Let’s have a closer look at the tolerations part of this definition:
- To have the correct toleration, we need to specify the key (locked), the value (true) and the operator.
- The operator can be one of two values:
- Equal: when using the equal operator, the key, value, and taint effect must match the node’s taint.
- Exists: when using the exists operator, you don’t need to match the taint value with the toleration (having a key: “locked” is sufficient).
- If you use the Exists operator, you can ignore the tolerations key, value, and effect. A Pod with such toleration can get scheduled to any tainted node.
Notice that placing toleration on a Pod does not guarantee that it gets deployed to tainted nodes. It only allows the action to happen. If you want to force the Pod to join a tainted node, you must also add node affinity to its definition as discussed earlier.
Automatic placement of containers on nodes is one of the very reasons why Kubernetes came into existence. As an administrator, you should not concern yourself with questions like which node has enough free resources to host those Pods as long as you make a good declaration for the Pod requirements. However, sometimes you have to manually interfere and override the system’s decision as to where to place Pods. In this article, we discussed several methods by which you can influence the scheduler to specific nodes more than others when deciding to deploy Pods. Let’s have a quick review of those methods:
- Node name: by adding a node’s hostname to the .spec.nodeName parameter of the Pod definition, you force this Pod to run on that specific node. Any selection algorithm used by the scheduler is ignored. This method is the least recommended.

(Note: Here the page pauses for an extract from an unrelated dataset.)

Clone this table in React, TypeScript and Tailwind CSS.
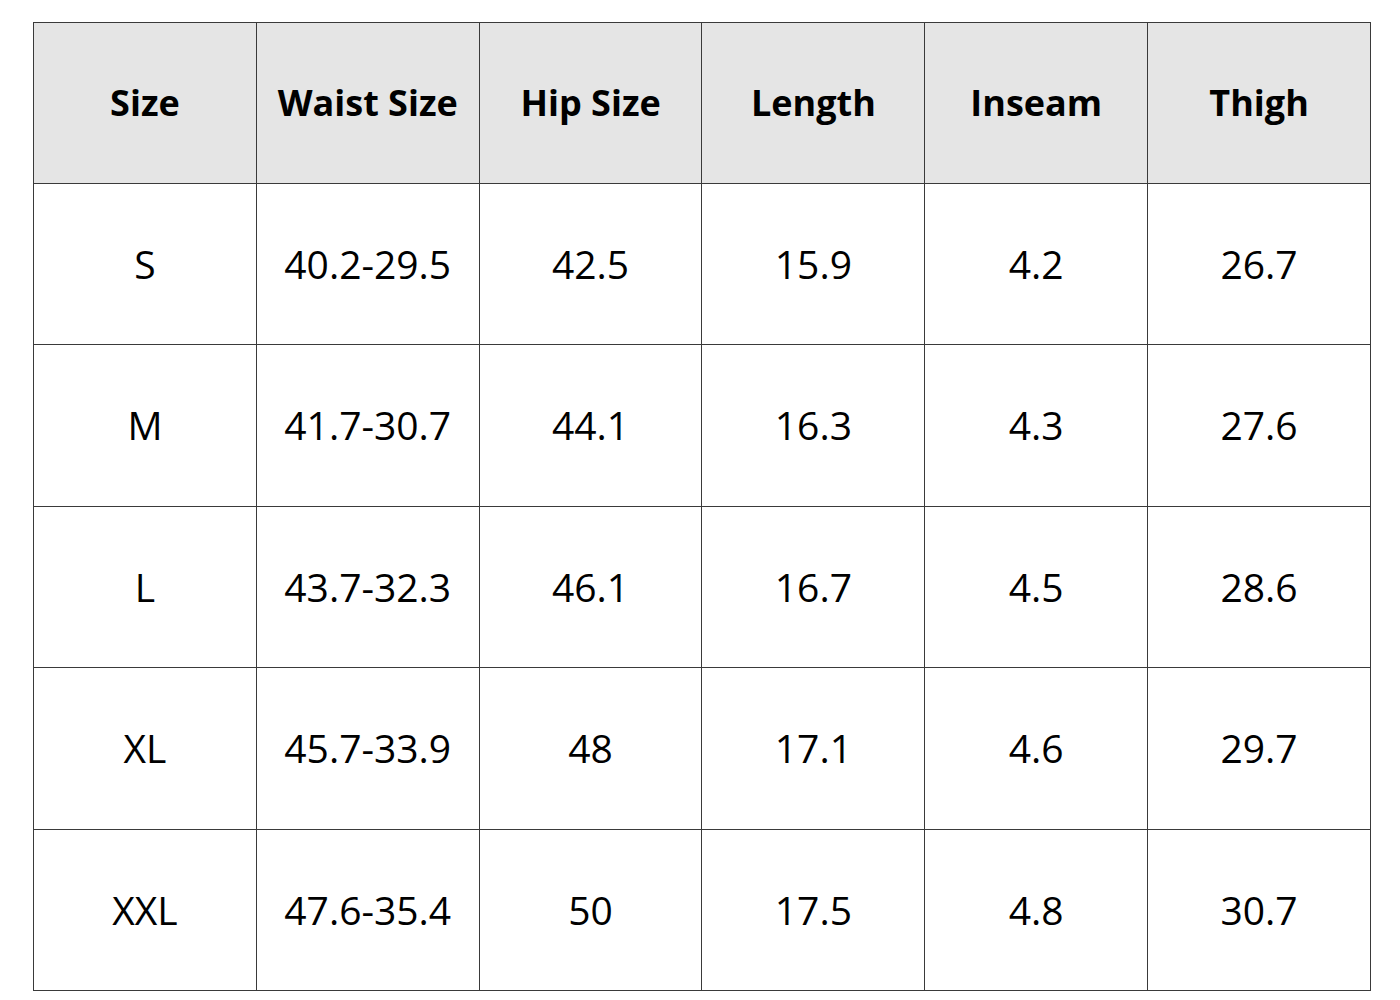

- Node selector: by placing meaningful labels on your nodes, a Pod can use the nodeSelector parameter to specify one or more key-value label maps that must exist on the target node to get selected for running that Pod. This approach is more recommended because it adds a lot of flexibility and establishes a loosely-coupled node-pod relationship.
- Node affinity: this method adds even more flexibility when choosing which node should be considered for scheduling a particular Pod. Using Node Affinity, a Pod may strictly require to be scheduled on nodes with specific labels. It may also express some degree of preference towards particular nodes by influencing the scheduler to give them more weight.
- Pod affinity and anti-affinity: when Pod coexistence (or non-coexistence) with other Pods on the same node is essential, you can use this method. Pod affinity allows a Pod to require that it gets deployed on nodes that have Pods with specific labels running. Similarly, a Pod may force the scheduler not to place it on nodes having Pods with particular labels.
- Taints and tolerations: in this method, instead of deciding which nodes the Pod gets scheduled to, you decide which nodes should not accept any Pods at all or only selected Pods. By tainting a node, you’re instructing the scheduler not to consider this node for any Pod placement except if the Pod tolerates the taint. The toleration consists of a key, value, and the effect of the taint. Using an operator, you can decide whether the entire taint must match the toleration for a successful Pod placement or only a subset of the data must match.
Given so many methods for influencing Pod placement, you have a lot of flexibility to decide which nodes should be running your Pods. However, you should not interfere with the scheduler’s Pod placement algorithms unless strictly required.